The availability of technology like Bluetooth LE and smartphones have made tracking an ever-increasing number of health parameters possible. As physicians recommend these tools to patients, it’s important to be familiar not only with the potential benefits, but also the costs and risks our patients will be incurring. For instance, we may be lulled into thinking that risk does not exist; these tools are, after all, very different than a medication or invasive procedure.
In a new report, data security firm Symantec reminds us that nothing is risk free by exposing significant privacy flaws among popular tracking tools.
Researchers from Symantec evaluated personal health-tracking technology in 2 ways. First, they went out into public areas to see what kind of data they could scoop up using less than $100 in equipment. Next, they evaluated the privacy and data security of popular health-tracking apps currently in the market.
In their cyber-snooping experiment, they constructed Bluetooth-scanning devices using Raspberry Pi mini computers. They then placed these devices at set points along the route of a marathon as well as in highly-trafficked public places like city squares and transport hubs in Dublin and Zurich.
The Symantec researchers found they could readily track devices based on a unique identifier they transmit; in fact, they were able to track specific runners along the race route based on this piece of data alone. In addition, they found that several devices would allow further data to be readily extracted with just a few more keystrokes.

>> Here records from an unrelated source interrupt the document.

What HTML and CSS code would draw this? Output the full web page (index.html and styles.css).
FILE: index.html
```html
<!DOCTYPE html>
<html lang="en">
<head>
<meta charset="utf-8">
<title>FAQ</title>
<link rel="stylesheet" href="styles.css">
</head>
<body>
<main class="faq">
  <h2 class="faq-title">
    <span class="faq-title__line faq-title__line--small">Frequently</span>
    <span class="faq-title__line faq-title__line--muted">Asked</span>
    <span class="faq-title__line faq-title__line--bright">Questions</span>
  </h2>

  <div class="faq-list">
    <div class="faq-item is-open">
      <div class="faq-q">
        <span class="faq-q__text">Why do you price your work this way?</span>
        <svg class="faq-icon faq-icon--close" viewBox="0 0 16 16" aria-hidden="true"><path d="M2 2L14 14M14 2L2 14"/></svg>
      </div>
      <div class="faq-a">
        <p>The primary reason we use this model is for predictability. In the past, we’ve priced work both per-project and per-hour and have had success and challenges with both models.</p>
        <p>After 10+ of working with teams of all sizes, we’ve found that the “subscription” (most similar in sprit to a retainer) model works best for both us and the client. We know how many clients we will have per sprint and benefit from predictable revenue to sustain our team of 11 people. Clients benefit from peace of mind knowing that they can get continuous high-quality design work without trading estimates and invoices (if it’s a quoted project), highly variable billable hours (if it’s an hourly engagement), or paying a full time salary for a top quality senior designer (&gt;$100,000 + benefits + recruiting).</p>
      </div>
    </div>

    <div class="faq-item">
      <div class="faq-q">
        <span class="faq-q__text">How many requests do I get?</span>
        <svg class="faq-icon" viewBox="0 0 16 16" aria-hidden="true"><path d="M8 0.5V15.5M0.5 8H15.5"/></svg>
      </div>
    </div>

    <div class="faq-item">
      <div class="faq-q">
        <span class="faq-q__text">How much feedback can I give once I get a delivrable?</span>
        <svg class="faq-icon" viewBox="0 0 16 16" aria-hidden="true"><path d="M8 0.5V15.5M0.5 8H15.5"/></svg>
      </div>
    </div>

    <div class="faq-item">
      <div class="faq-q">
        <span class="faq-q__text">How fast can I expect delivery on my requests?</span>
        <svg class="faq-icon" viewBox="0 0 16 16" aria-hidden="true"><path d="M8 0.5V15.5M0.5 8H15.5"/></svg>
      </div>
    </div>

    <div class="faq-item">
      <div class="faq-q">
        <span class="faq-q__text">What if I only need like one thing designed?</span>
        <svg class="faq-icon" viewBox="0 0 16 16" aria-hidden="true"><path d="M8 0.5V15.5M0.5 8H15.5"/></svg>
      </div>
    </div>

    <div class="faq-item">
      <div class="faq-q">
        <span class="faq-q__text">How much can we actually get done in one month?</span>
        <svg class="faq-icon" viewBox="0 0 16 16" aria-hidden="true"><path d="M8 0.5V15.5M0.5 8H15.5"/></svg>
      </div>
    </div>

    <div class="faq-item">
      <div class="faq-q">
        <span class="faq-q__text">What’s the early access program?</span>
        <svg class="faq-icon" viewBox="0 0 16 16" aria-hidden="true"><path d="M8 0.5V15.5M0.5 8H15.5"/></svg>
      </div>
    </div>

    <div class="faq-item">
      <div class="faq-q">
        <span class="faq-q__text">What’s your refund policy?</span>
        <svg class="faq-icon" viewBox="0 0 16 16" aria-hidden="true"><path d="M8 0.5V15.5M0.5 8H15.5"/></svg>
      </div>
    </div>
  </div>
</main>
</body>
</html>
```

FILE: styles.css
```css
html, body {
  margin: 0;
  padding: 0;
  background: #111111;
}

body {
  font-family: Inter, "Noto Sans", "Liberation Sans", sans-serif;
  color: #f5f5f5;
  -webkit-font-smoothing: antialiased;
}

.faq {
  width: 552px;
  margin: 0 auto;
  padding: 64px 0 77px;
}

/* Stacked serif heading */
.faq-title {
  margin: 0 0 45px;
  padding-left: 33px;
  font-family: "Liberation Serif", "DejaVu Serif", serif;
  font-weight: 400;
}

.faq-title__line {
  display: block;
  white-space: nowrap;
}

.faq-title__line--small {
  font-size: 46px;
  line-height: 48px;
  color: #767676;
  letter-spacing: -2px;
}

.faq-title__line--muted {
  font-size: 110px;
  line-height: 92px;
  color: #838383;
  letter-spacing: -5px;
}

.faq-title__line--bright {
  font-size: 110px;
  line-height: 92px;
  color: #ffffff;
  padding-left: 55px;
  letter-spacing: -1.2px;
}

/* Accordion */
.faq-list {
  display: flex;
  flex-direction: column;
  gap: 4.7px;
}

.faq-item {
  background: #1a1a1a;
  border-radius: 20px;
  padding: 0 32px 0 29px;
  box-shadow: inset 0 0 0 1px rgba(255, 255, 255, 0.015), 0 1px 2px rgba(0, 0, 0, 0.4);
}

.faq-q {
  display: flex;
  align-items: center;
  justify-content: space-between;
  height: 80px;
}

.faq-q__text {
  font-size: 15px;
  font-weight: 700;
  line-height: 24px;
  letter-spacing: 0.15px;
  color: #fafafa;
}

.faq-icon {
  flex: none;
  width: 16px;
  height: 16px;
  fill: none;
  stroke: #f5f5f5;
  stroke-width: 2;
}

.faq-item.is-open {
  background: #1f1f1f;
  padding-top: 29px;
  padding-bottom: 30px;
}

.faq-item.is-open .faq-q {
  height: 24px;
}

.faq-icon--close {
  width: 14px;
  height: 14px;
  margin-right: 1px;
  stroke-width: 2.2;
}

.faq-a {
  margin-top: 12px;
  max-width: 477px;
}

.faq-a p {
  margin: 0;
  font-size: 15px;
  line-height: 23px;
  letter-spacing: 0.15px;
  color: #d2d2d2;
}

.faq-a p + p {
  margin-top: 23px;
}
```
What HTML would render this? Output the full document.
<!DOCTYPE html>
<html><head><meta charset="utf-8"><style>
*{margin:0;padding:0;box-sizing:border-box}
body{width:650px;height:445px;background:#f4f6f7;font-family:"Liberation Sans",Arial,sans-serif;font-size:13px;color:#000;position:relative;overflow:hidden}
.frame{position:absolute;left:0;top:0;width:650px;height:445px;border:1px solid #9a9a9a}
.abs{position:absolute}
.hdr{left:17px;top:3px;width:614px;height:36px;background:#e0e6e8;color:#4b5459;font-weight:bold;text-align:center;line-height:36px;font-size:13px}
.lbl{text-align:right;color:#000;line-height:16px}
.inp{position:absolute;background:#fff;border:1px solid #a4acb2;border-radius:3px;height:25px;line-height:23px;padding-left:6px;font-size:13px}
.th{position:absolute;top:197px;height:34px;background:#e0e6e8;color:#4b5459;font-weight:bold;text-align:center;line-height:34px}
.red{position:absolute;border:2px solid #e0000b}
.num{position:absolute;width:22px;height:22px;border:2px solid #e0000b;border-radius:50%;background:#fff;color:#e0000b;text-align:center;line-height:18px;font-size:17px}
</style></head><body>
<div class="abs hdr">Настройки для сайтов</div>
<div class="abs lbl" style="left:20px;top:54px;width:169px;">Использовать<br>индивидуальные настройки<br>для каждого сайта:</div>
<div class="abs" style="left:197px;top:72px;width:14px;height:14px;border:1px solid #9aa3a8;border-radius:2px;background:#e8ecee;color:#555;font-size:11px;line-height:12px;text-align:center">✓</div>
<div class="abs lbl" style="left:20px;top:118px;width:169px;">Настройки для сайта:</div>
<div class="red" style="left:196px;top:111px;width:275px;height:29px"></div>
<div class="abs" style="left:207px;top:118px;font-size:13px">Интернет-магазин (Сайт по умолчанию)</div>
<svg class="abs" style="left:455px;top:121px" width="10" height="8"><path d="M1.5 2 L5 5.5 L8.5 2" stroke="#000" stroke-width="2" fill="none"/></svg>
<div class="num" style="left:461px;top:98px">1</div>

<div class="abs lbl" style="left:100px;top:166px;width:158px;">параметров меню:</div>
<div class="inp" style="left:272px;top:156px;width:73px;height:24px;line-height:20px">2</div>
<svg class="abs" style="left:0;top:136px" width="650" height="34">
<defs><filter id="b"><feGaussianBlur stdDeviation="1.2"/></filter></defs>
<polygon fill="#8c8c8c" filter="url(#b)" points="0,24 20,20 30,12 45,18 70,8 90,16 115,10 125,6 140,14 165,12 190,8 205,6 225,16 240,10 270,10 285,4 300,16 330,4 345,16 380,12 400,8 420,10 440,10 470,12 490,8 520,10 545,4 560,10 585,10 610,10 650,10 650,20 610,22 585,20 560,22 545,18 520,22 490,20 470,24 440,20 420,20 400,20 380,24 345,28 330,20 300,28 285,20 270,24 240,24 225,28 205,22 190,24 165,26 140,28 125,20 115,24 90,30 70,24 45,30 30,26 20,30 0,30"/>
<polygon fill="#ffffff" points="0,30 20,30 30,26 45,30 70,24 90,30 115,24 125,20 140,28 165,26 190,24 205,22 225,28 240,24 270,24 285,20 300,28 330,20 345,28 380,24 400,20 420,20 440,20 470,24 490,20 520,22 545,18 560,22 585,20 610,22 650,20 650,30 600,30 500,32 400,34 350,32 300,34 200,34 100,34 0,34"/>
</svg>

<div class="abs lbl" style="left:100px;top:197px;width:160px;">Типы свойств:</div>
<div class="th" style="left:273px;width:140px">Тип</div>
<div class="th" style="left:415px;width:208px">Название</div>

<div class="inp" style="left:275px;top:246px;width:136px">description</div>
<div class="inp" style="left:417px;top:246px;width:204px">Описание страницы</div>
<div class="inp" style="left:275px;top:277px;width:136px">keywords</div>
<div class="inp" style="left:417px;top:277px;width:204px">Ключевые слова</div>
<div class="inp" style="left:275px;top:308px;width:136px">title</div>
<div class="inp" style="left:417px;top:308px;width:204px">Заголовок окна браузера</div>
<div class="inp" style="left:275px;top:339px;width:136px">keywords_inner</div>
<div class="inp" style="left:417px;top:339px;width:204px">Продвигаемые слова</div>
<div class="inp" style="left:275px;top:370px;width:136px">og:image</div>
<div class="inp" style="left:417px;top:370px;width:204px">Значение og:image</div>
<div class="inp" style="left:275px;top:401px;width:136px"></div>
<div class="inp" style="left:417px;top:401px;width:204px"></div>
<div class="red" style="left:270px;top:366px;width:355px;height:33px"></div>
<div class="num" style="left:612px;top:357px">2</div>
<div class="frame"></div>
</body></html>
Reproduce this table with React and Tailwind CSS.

In their evaluation of currently-available devices and apps, they revealed a number of other concerning findings as well. For example, they reported that 20% of apps examined transmitted sensitive data like username and passwords in clear text; other apps used very low level and easily crackable types of security. Several apps also exposed other personal information like email addresses.
While it may not seem all that concerning if hackers gain access to a user’s step count history, Symantec’s researchers point out that many people reuse the same usernames and passwords across multiple sites.